10-12 unripe bananas

1 large onion, chopped

1 tablespoon masala powder

1/2 teaspoon mustard seeds

1/2 teaspoon cumin seeds

1 tablespoon garlic paste

1 large tomato, chopped

1 teaspoon table salt

1 bunch cilantro leaves

1 bunch spring onions

Few curry leaves/carri poulé

1-2 tablespoons vegetable oil

Method:

  • In a large pan, place unripe bananas and fill with water until bananas are completely covered. Bring to the boil over low heat.

  • After about 15-20 minutes, the skin of the bananas will darken and start to split. Remove from heat and drain excess water.

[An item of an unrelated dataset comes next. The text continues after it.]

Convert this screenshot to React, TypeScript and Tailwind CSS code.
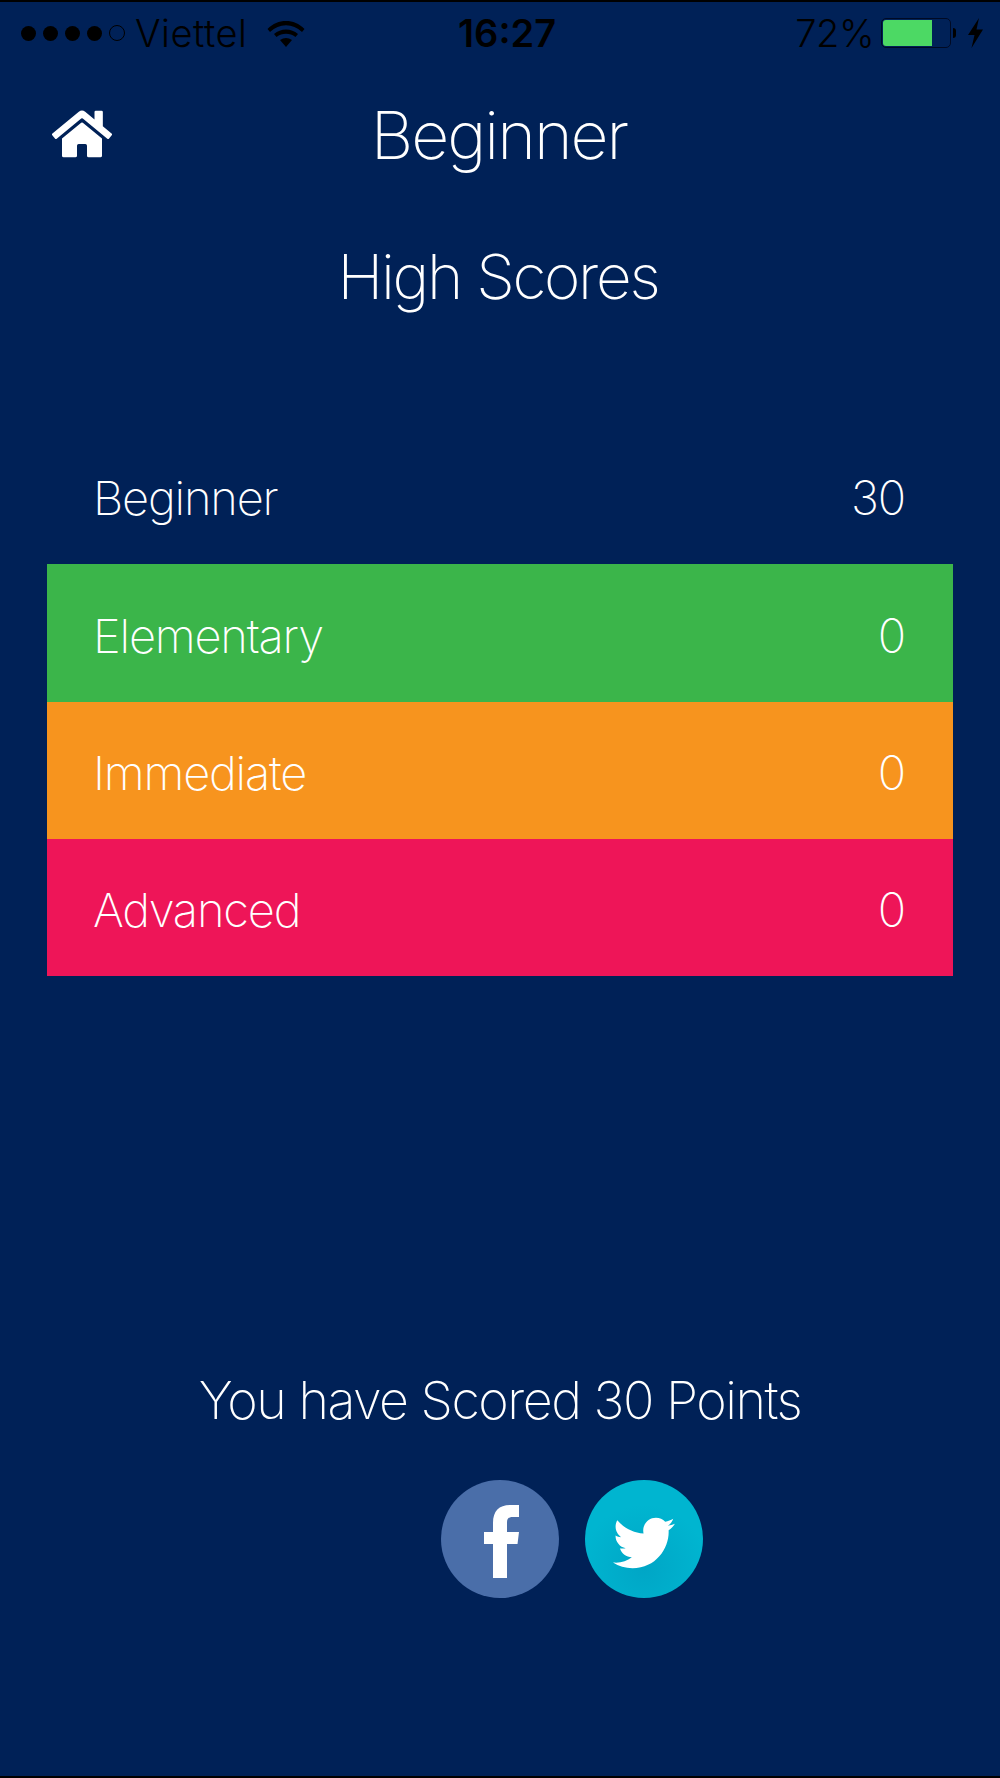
import { FaHome, FaTwitter } from "react-icons/fa";

const SCORES = [
  { name: "Beginner", score: 30, bg: "" },
  { name: "Elementary", score: 0, bg: "bg-[#3bb54a]" },
  { name: "Immediate", score: 0, bg: "bg-[#f7941e]" },
  { name: "Advanced", score: 0, bg: "bg-[#ee1558]" },
];

function StatusBar() {
  return (
    <div className="flex h-[64px] items-center border-t-2 border-black pl-[21px] pr-[16px] text-[38px] leading-none text-black">
      <div className="flex w-[400px] items-center">
        <div className="flex items-center gap-[7px]">
          <span className="h-[15px] w-[15px] rounded-full bg-black" />
          <span className="h-[15px] w-[15px] rounded-full bg-black" />
          <span className="h-[15px] w-[15px] rounded-full bg-black" />
          <span className="h-[15px] w-[15px] rounded-full bg-black" />
          <span className="h-[16px] w-[16px] rounded-full border border-black" />
        </div>
        <span className="ml-[10px] font-light tracking-[0.500px]">Viettel</span>
        <svg className="ml-[20px]" width="38" height="28" viewBox="0 0 38 28" fill="black">
          <path d="M19 2C26 2 32 4.500 37.500 10L35 13C30 8.500 25 6.300 19 6.300C13 6.300 8 8.500 3 13L0.500 10C6 4.500 12 2 19 2Z" />
          <path d="M19 10.500C23.500 10.500 27.500 12 31 15L28.500 18C25.500 15.800 22.500 14.700 19 14.700C15.500 14.700 12.500 15.800 9.500 18L7 15C10.500 12 14.500 10.500 19 10.500Z" />
          <path d="M19 19C21 19 23 19.700 25 21L19 28L13 21C15 19.700 17 19 19 19Z" />
        </svg>
      </div>
      <span className="ml-[37px] font-semibold">16:27</span>
      <div className="ml-auto flex items-center">
        <span className="font-light tracking-[-0.500px]">72%</span>
        <div className="ml-[7px] flex h-[30px] w-[70px] rounded-[5px] border border-[#000a24] p-[1px]">
          <div className="h-full w-[49px] rounded-l-[3px] bg-[#4cd964]" />
        </div>
        <span className="ml-[2px] h-[10px] w-[3px] rounded-r-full bg-black" />
        <svg className="ml-[11px]" width="17" height="30" viewBox="0 0 17 30" fill="black">
          <path d="M12 0L1 17H7.500L4.500 30L16 11.500H9.500Z" />
        </svg>
      </div>
    </div>
  );
}

export default function App() {
  return (
    <div className="h-[1778px] w-[1000px] overflow-hidden border-b-2 border-black bg-[#002157] font-['Inter',sans-serif] font-[150] text-white">
      <StatusBar />
      <header className="grid h-[144px] grid-cols-[1fr_auto_1fr] items-center pb-[2px] pl-[52px]">
        <FaHome className="mb-[3px] h-[60px] w-[60px]" />
        <h1 className="pr-[54px] text-[66px] leading-none tracking-[-2px]">Beginner</h1>
      </header>
      <h2 className="mt-[38px] pr-[4px] text-center text-[62px] leading-none tracking-[-2.300px]">High Scores</h2>
      <div className="mx-[47px] mt-[119px]">
        {SCORES.map((row) => (
          <div key={row.name} className={`flex h-[137.3px] items-center justify-between pl-[46px] pr-[48px] pt-[6px] text-[47px] tracking-[-1.200px] ${row.bg}`}>
            <span>{row.name}</span>
            <span>{row.score}</span>
          </div>
        ))}
      </div>
      <p className="mt-[399px] text-center text-[52px] leading-none tracking-[-1.500px]">You have Scored 30 Points</p>
      <div className="mt-[53px] flex justify-center gap-[26px] pl-[144px]">
        <div className="flex h-[118px] w-[118px] items-center justify-center rounded-full bg-[#4a6ea9] pl-[4px] pt-[4px]">
          <svg width="36" height="73" viewBox="0 0 36 73" fill="white">
            <path d="M9 73V39H0V27H9V18C9 6 15 0 26 0H35V12H29C24 12 23 14 23 18V27H35L33.500 39H23V73Z" />
          </svg>
        </div>
        <div className="flex h-[118px] w-[118px] items-center justify-center rounded-full bg-[radial-gradient(circle_at_50%_75%,#00a6c6,#00b5d0_60%)] pt-[7px]">
          <FaTwitter className="h-[62px] w-[62px]" />
        </div>
      </div>
    </div>
  );
}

  • Leave to cool to room temperature before proceeding further. Once they are cooled, peel the bananas and discard the skin.

  • With a knife, scrape off a thin layer from the peeled bananas so that they do not have any residual fibers sticking to them.

  • Coarsely grate the bananas with a box grater and set aside. Heat oil in a large frying pan or wok. Add onion and fry lightly.

  • Add the spices and toast them until fragrant, then add tomatoes, garlic paste and curry leaves and cook for about 1 minute.

  • Next add grated bananas and carefully fold into spice mixture until coated and evenly yellow. Do not add water at any point.

  • Season with salt to taste. Garnish with chopped cilantro and spring onions before serving. Best served warm with faratas.